Sometimes referred to as the Long Saphenous vein (LSV).

  • Follow from the Sapheno-femoral junction (SFJ) groin to the ankle using distal augmentation to assess for incompetence.
  • If there are changes in competence, note the distance from landmarks such as the groin or knee crease.


  • Similar to the GSV, in longitudinal, follow the SSV from the Sapheno-Popliteal Junction (SPJ) in the knee crease, down the midline of the calf.
  • Use distal augmentation to assess for incompetence.
  • If there are changes in competence, note the distance from landmarks such as the malleoli or knee crease.
  • The Sural nerve runs parallel to the SSV from mid calf down to the heel. If the SSV is incompetent, make note in the report if the Sural nerve is in intimate contact with the vein. They can be confused one for the other in surgery.

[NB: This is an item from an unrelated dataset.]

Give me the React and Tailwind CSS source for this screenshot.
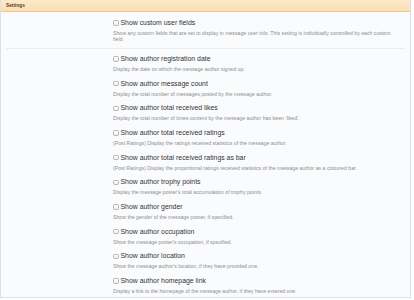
const OPTIONS = [
    ["Show author registration date", "Display the date on which the message author signed up."],
    ["Show author message count", "Display the total number of messages posted by the message author."],
    ["Show author total received likes", "Display the total number of times content by the message author has been 'liked'."],
    ["Show author total received ratings", "(Post Ratings) Display the ratings received statistics of the message author."],
    ["Show author total received ratings as bar", "(Post Ratings) Display the proportional ratings received statistics of the message author as a coloured bar."],
    ["Show author trophy points", "Display the message poster's total accumulation of trophy points."],
    ["Show author gender", "Show the gender of the message poster, if specified."],
    ["Show author occupation", "Show the message poster's occupation, if specified."],
    ["Show author location", "Show the message author's location, if they have provided one."],
    ["Show author homepage link", "Display a link to the homepage of the message author, if they have entered one."],
]

// Single checkbox option with its explanation underneath
function Option({ label, hint }) {
    return (
        <div className="flex flex-col w-[286px]">
            <label className="flex items-center gap-[2px] h-[10px] text-[6.9px] leading-[10px] text-[#333]">
                <span className="w-[5.5px] h-[5.5px] rounded-[1.5px] border-[0.6px] border-[#b4b4b4] bg-gradient-to-b from-white to-[#eeeeee] shrink-0" />
                {label}
            </label>
            <p className="mt-[2px] text-[5.2px] leading-[6px] text-[#8e8e8e]">{hint}</p>
        </div>
    )
}

export default function App() {
    return (
        <div className="w-[414px] h-[300px] bg-white" style={{ fontFamily: '"Liberation Sans", Arial, sans-serif' }}>
            <div className="w-[411px] h-[298px] border-x border-b border-[#d6e3ee] bg-[#fafbfd] flex flex-col">
                {/* Header bar */}
                <div className="h-[12px] shrink-0 bg-gradient-to-b from-[#fde9c9] to-[#fbdfb5] border-b border-[#f1c98f] px-[5px] flex items-center">
                    <h3 className="text-[4.8px] font-bold text-[#5b4126]">Settings</h3>
                </div>

                {/* Custom fields group */}
                <div className="mx-[5px] pt-[6px] pb-[6px] pl-[107px] border-b border-[#e6ecf2]">
                    <Option
                        label="Show custom user fields"
                        hint="Show any custom fields that are set to display in message user info. This setting is individually controlled by each custom field"
                    />
                </div>

                {/* Author info group */}
                <div className="pt-[5px] pl-[112px] flex flex-col gap-[6.67px]">
                    {OPTIONS.map(([label, hint]) => (
                        <Option key={label} label={label} hint={hint} />
                    ))}
                </div>
            </div>
        </div>
    )
}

A perforating vein joins the superficial veins to the deep veins. By definition a perforating vein must breech the fascia between the superficial fat and the muscle fascia.

In transverse, scan in a methodical patternup and down the medial calf. Begin with the toe of the probe on the Tibia and do vertical sweeps until you reach the SSV.

Flow should always be superficial to deep (competent).

If flow is observed deep to superficial, the vein is incompetent. Any incompetent perforating veins (IPVs) or competent perforators >3mm should be noted in the report.

Common Perforators

The most common perforating veins are shown. The ‘Cocketts’ are by far the most common. These are medial, paratibial in the distal 2/3 of the lower leg.

Basic Hardcopy Imaging

A CVI study should include the following minimum images:

  • CFV bifurcation
  • SFV proximal and distal demonstrating patency and competency
  • POPV demonstrating patency and competency
  • SFJ demonstrating patency and competency
  • SPJ (if present) demonstrating patency and competency
  • Any incompetent perforators noting their diameter, depth and position relative to a surface landmark
  • Any significant or atypical junctions of varices to the ‘normal’ system
  • Any incidental pathology such as thrombus, Bakers cyst or popliteal aneurysm.